La Justicia es más lenta que ciega. Lo es, sobre todo, porque cualquier ciudadano sensato, sintiéndose mínimamente agraviado en su amor propio, acude instintivamente a ella. Ciega, también, al menos desde mi particular punto de vista, si bien este postremo epíteto no sea el adjetivo más adecuado con el que calificarla de iure.
Que el buen Dios me ampare: todos tenemos el derecho a una defensa letrada, no seré yo quien exprese lo contrario, pero no me negarán ustedes que, al ritmo de trabajo que a la justicia se le exige, tiene que ser por fuerza irónicamente tarda; y es que la toga, no es el único anacronismo que se resiste a claudicar en los juzgados frente al paso del tiempo.
Presente en algunos juicios como he estado, la mayoría de ellos en calidad de observador, movido más bien por la curiosidad que otra cosa, la imagen que me he llevado de esos lugares es que son tan aburridos, o quizá más, como lo pueden ser todos aquellos que creen disfrutar de una seguridad funcionalmente séptica. Si bien, lo que más me ha llamado la atención es el esfuerzo de las partes, por demás inútil en la mayoría de los casos. En cualquier estado de derecho que se precie, las mínimas garantías de auxilio están suscritas constitucionalmente. En teoría, sólo en los países donde la democracia brilla por su ausencia se cometen abusos al amparo de una legalidad más que dudosa. Pero no es de eso que quiero hablar, sino de qué manera se pueden descargar los palacios de justicia de un trabajo para el cual, siento decirlo, ni jueces y menos aun procuradores están preparados para llevarlo a cabo.
La figura del mediador no es nueva, al menos en los países más avanzados de nuestro entorno.

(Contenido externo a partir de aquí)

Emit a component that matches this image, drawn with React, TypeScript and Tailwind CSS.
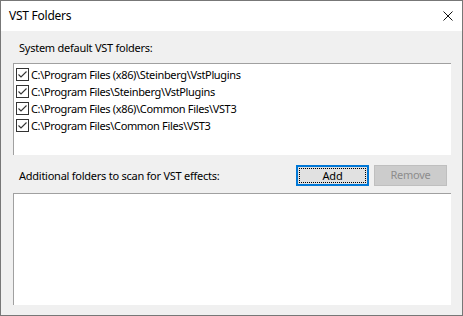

Con ella se logran derivar enfrentamientos que estaban abocados al arbitrio de un tercero. Disputas que podrían resolverse sin necesidad de profundizar urdiendo negativamente en los litigios ya iniciados o, solamente, en ciernes. Mediaciones, que liberarían a los funcionarios de justicia para ejercer en litigios verdaderamente irresolubles de cualquiera otra manera que frente a un juez. Si bien, para ello tendríamos que cambiar de manera de pensar, cosa nada fácil para aquel que cree estar en posesión de la verdad más absoluta.